*Task statement*:
Write out the whole listing, matching it exactly.

* START *

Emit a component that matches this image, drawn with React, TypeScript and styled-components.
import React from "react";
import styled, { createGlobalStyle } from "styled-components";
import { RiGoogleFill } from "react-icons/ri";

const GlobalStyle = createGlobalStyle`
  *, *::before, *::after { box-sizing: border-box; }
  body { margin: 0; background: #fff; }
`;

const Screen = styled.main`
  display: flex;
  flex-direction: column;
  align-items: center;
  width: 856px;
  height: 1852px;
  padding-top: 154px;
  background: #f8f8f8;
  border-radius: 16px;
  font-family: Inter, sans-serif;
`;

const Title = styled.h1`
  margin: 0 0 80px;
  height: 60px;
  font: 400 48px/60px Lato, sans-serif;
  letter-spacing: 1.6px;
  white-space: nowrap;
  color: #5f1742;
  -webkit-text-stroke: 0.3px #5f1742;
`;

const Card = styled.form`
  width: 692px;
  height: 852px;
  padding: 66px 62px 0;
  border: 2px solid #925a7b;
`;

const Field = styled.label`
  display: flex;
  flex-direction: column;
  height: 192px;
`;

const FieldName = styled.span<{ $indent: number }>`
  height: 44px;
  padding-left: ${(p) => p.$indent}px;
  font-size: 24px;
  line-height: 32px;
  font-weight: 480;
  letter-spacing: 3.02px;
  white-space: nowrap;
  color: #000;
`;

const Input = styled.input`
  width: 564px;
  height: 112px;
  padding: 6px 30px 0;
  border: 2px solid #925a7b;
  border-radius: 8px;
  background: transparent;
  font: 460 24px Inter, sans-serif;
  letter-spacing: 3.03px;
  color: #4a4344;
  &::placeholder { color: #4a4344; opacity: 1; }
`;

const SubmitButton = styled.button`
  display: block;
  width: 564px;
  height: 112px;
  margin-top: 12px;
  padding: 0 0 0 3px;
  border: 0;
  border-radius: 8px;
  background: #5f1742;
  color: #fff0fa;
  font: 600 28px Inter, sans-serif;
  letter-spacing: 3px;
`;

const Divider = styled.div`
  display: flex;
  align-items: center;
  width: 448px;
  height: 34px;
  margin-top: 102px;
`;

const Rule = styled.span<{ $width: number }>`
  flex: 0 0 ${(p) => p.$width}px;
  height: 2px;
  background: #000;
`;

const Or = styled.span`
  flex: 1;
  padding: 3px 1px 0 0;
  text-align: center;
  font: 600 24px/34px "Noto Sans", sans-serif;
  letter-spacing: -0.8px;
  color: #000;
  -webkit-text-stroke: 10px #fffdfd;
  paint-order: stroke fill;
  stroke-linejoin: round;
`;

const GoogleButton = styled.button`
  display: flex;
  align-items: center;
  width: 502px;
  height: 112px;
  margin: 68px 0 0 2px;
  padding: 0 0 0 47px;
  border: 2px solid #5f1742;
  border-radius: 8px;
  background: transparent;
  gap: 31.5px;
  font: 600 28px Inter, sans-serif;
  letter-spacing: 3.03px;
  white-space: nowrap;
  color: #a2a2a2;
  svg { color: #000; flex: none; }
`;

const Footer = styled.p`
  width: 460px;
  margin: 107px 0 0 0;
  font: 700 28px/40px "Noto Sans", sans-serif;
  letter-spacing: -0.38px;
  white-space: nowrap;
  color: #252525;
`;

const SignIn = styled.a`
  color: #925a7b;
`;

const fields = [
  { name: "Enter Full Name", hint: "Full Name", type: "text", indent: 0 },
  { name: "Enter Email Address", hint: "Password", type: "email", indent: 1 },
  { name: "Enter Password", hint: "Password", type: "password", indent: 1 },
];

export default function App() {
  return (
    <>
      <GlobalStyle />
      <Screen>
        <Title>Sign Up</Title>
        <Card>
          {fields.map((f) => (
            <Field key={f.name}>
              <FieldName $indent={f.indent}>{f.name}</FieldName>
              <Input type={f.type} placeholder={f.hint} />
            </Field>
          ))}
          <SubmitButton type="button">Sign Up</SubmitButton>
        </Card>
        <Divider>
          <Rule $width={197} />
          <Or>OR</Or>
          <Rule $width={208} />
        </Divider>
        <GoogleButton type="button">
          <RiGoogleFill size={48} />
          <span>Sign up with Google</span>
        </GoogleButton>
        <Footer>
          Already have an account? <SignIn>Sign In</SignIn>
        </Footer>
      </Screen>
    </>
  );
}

* END *

*Exercise solution*:
Emit a component that matches this image, drawn with React, TypeScript and styled-components.
import React from "react";
import styled, { createGlobalStyle } from "styled-components";
import { RiGoogleFill } from "react-icons/ri";

const GlobalStyle = createGlobalStyle`
  *, *::before, *::after { box-sizing: border-box; }
  body { margin: 0; background: #fff; }
`;

const Screen = styled.main`
  display: flex;
  flex-direction: column;
  align-items: center;
  width: 856px;
  height: 1852px;
  padding-top: 154px;
  background: #f8f8f8;
  border-radius: 16px;
  font-family: Inter, sans-serif;
`;

const Title = styled.h1`
  margin: 0 0 80px;
  height: 60px;
  font: 400 48px/60px Lato, sans-serif;
  letter-spacing: 1.6px;
  white-space: nowrap;
  color: #5f1742;
  -webkit-text-stroke: 0.3px #5f1742;
`;

const Card = styled.form`
  width: 692px;
  height: 852px;
  padding: 66px 62px 0;
  border: 2px solid #925a7b;
`;

const Field = styled.label`
  display: flex;
  flex-direction: column;
  height: 192px;
`;

const FieldName = styled.span<{ $indent: number }>`
  height: 44px;
  padding-left: ${(p) => p.$indent}px;
  font-size: 24px;
  line-height: 32px;
  font-weight: 480;
  letter-spacing: 3.02px;
  white-space: nowrap;
  color: #000;
`;

const Input = styled.input`
  width: 564px;
  height: 112px;
  padding: 6px 30px 0;
  border: 2px solid #925a7b;
  border-radius: 8px;
  background: transparent;
  font: 460 24px Inter, sans-serif;
  letter-spacing: 3.03px;
  color: #4a4344;
  &::placeholder { color: #4a4344; opacity: 1; }
`;

const SubmitButton = styled.button`
  display: block;
  width: 564px;
  height: 112px;
  margin-top: 12px;
  padding: 0 0 0 3px;
  border: 0;
  border-radius: 8px;
  background: #5f1742;
  color: #fff0fa;
  font: 600 28px Inter, sans-serif;
  letter-spacing: 3px;
`;

const Divider = styled.div`
  display: flex;
  align-items: center;
  width: 448px;
  height: 34px;
  margin-top: 102px;
`;

const Rule = styled.span<{ $width: number }>`
  flex: 0 0 ${(p) => p.$width}px;
  height: 2px;
  background: #000;
`;

const Or = styled.span`
  flex: 1;
  padding: 3px 1px 0 0;
  text-align: center;
  font: 600 24px/34px "Noto Sans", sans-serif;
  letter-spacing: -0.8px;
  color: #000;
  -webkit-text-stroke: 10px #fffdfd;
  paint-order: stroke fill;
  stroke-linejoin: round;
`;

const GoogleButton = styled.button`
  display: flex;
  align-items: center;
  width: 502px;
  height: 112px;
  margin: 68px 0 0 2px;
  padding: 0 0 0 47px;
  border: 2px solid #5f1742;
  border-radius: 8px;
  background: transparent;
  gap: 31.5px;
  font: 600 28px Inter, sans-serif;
  letter-spacing: 3.03px;
  white-space: nowrap;
  color: #a2a2a2;
  svg { color: #000; flex: none; }
`;

const Footer = styled.p`
  width: 460px;
  margin: 107px 0 0 0;
  font: 700 28px/40px "Noto Sans", sans-serif;
  letter-spacing: -0.38px;
  white-space: nowrap;
  color: #252525;
`;

const SignIn = styled.a`
  color: #925a7b;
`;

const fields = [
  { name: "Enter Full Name", hint: "Full Name", type: "text", indent: 0 },
  { name: "Enter Email Address", hint: "Password", type: "email", indent: 1 },
  { name: "Enter Password", hint: "Password", type: "password", indent: 1 },
];

export default function App() {
  return (
    <>
      <GlobalStyle />
      <Screen>
        <Title>Sign Up</Title>
        <Card>
          {fields.map((f) => (
            <Field key={f.name}>
              <FieldName $indent={f.indent}>{f.name}</FieldName>
              <Input type={f.type} placeholder={f.hint} />
            </Field>
          ))}
          <SubmitButton type="button">Sign Up</SubmitButton>
        </Card>
        <Divider>
          <Rule $width={197} />
          <Or>OR</Or>
          <Rule $width={208} />
        </Divider>
        <GoogleButton type="button">
          <RiGoogleFill size={48} />
          <span>Sign up with Google</span>
        </GoogleButton>
        <Footer>
          Already have an account? <SignIn>Sign In</SignIn>
        </Footer>
      </Screen>
    </>
  );
}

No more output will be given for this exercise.